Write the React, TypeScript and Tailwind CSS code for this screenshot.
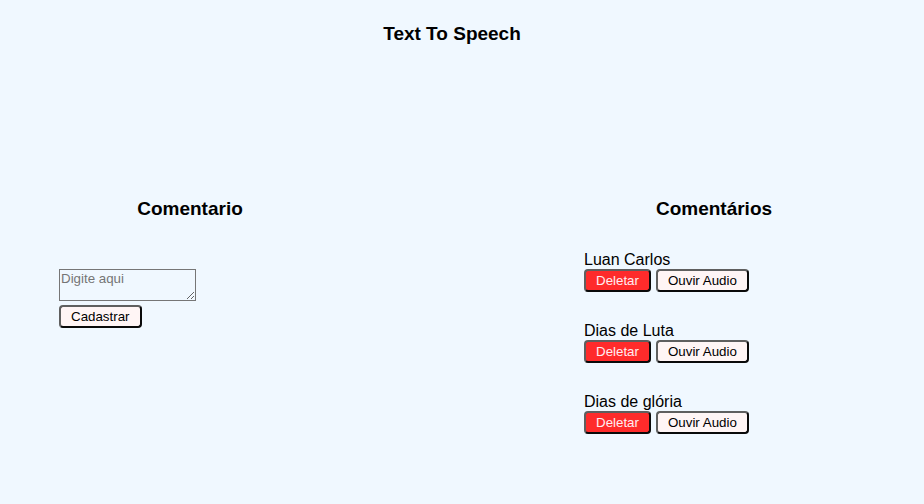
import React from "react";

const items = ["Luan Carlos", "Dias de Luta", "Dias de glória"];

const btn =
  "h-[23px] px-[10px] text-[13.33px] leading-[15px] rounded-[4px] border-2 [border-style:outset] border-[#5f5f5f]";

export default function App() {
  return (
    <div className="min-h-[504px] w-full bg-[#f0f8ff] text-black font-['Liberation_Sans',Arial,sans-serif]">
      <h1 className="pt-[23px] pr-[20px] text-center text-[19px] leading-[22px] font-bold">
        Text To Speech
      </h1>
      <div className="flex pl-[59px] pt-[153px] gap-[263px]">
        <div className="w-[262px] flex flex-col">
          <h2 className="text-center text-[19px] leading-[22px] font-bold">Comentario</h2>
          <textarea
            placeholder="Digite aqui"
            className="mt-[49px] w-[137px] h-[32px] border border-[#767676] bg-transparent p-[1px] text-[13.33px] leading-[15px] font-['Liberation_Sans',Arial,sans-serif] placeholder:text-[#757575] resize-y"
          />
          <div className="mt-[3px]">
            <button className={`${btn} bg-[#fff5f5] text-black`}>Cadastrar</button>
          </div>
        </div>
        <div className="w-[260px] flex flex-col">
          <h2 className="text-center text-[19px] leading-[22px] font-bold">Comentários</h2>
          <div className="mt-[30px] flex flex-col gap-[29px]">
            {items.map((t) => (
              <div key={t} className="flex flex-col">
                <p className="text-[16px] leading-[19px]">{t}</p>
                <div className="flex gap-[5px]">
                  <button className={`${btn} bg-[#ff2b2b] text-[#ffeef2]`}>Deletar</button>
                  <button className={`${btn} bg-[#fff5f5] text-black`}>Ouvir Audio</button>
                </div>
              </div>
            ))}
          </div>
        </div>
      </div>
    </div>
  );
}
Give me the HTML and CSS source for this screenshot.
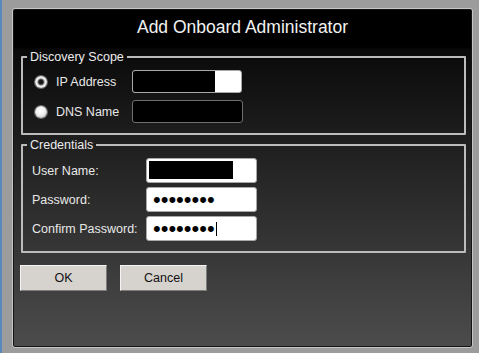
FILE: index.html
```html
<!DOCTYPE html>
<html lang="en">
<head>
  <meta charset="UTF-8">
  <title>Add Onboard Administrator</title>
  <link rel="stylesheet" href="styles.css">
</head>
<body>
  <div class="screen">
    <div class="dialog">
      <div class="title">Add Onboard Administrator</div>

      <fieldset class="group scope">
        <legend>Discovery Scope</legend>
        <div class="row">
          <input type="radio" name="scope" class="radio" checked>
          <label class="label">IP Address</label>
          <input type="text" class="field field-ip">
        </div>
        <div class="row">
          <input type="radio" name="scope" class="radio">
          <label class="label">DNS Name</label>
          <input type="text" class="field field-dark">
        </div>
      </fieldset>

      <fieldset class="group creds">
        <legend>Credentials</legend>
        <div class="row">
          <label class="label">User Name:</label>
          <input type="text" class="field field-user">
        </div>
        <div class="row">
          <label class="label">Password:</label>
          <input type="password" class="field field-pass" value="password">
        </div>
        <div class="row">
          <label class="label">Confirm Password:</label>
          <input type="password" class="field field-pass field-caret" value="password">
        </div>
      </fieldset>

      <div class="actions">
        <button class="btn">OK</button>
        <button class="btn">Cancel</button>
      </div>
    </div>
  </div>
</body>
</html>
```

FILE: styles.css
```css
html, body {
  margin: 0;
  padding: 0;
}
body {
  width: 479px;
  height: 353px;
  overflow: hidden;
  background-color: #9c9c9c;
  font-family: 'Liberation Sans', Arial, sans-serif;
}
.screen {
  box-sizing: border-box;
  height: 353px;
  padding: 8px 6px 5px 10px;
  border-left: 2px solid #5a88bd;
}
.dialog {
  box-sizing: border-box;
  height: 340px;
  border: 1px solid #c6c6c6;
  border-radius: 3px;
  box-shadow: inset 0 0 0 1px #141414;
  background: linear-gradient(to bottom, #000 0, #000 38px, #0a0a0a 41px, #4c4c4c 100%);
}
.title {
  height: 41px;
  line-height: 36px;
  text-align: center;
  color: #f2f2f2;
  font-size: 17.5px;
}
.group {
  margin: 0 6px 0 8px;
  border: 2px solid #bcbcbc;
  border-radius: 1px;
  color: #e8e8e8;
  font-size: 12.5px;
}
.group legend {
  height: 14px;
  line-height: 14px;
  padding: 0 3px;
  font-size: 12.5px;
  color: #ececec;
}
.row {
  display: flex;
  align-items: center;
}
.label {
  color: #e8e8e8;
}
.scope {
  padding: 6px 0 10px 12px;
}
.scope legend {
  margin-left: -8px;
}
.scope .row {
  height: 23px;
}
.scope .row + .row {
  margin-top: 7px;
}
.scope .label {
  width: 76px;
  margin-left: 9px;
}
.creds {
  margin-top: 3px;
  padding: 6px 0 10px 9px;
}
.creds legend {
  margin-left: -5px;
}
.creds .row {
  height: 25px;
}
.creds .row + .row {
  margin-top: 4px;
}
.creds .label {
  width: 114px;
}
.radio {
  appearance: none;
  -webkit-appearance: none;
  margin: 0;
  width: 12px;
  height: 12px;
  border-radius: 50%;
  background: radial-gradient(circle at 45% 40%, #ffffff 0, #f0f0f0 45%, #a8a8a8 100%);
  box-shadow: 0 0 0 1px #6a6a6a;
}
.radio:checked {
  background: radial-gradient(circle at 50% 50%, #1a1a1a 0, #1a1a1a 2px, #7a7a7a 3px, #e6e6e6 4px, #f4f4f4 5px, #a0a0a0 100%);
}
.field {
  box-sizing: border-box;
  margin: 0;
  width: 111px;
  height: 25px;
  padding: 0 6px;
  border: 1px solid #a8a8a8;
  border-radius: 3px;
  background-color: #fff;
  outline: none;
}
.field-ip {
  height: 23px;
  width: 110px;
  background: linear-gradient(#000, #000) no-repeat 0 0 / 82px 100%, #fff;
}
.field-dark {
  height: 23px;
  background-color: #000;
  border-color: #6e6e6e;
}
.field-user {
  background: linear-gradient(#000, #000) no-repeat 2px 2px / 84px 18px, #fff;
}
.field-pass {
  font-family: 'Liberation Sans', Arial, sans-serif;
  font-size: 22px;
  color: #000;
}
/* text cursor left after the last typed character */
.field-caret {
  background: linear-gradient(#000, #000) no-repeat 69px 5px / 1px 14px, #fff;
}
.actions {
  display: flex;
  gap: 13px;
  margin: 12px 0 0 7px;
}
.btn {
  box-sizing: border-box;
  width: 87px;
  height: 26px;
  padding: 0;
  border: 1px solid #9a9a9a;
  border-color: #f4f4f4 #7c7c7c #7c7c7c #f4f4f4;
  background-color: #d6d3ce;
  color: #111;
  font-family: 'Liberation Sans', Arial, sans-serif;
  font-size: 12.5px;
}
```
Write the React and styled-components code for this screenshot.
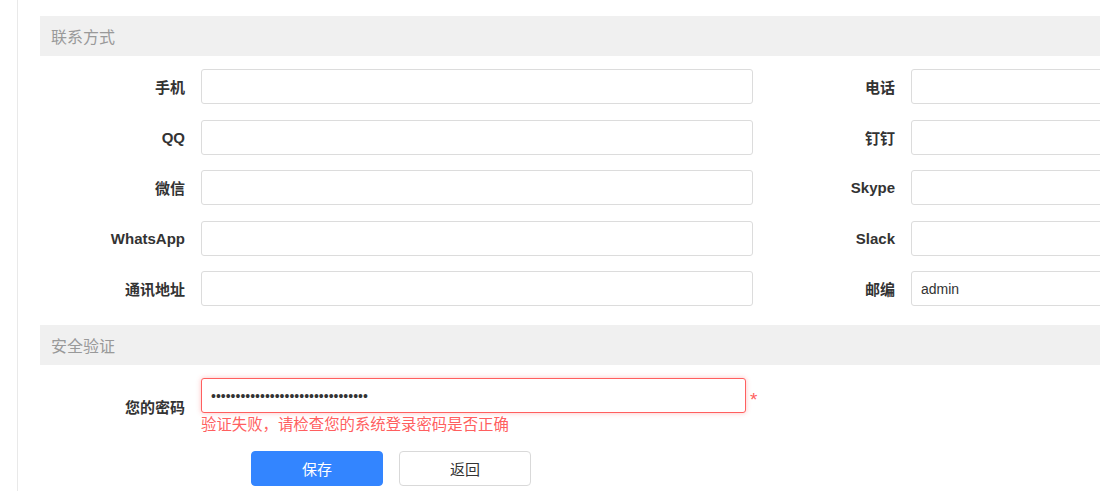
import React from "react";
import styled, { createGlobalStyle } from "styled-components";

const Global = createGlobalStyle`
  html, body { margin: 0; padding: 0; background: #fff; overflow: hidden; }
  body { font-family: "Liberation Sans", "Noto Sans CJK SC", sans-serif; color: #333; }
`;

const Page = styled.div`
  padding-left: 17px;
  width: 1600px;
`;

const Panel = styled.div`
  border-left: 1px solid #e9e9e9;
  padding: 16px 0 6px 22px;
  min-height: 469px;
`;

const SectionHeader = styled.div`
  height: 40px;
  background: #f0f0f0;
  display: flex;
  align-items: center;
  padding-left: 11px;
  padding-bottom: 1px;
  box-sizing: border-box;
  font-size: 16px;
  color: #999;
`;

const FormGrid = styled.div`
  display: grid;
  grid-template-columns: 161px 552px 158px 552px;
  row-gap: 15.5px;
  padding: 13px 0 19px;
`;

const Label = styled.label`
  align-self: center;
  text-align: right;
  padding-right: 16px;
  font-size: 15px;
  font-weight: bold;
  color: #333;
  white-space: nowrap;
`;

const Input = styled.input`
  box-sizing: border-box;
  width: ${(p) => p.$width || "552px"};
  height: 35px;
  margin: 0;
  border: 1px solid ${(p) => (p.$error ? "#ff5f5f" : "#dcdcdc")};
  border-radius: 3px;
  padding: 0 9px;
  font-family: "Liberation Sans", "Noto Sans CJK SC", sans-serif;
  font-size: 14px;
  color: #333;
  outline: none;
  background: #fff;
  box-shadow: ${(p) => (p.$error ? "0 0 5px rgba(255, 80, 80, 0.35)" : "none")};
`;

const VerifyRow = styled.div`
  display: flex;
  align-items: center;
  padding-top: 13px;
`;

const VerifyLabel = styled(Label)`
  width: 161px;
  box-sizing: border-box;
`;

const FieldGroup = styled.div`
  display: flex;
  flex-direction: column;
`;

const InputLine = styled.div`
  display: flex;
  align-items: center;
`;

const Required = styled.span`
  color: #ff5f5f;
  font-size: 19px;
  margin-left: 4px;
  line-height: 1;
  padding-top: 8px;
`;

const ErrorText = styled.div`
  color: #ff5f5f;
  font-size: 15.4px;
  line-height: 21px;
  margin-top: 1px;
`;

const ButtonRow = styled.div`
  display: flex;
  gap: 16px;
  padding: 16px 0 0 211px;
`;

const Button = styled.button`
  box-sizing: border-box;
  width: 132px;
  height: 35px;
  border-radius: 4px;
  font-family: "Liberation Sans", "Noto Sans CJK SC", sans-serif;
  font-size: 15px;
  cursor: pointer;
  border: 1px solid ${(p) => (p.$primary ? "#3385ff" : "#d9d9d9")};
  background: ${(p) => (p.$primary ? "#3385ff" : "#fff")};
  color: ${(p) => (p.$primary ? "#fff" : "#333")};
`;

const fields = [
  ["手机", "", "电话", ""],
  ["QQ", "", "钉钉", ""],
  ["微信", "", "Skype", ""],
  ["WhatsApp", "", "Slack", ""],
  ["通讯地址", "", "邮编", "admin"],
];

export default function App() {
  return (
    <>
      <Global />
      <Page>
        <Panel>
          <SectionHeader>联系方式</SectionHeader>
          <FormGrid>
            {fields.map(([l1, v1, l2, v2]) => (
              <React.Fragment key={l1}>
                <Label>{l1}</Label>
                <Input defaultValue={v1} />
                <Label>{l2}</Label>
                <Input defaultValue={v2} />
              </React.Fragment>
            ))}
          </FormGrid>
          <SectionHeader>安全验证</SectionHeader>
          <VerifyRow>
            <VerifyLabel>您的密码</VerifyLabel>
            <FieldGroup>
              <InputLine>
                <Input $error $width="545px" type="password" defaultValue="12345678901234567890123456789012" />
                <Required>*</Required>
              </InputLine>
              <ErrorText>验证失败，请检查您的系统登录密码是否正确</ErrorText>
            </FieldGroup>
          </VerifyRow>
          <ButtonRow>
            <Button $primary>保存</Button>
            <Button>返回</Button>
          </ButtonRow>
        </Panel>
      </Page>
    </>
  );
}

WHAT TO WORK ON: From the first line of the listing above, repeat every line through the one holding "px-[10px] text-[13.33px] leading-[15px]". Both ends count, and pictures stay out.

WRITTEN REPLY:
Write the React, TypeScript and Tailwind CSS code for this screenshot.
import React from "react";

const items = ["Luan Carlos", "Dias de Luta", "Dias de glória"];

const btn =
  "h-[23px] px-[10px] text-[13.33px] leading-[15px] rounded-[4px] border-2 [border-style:outset] border-[#5f5f5f]";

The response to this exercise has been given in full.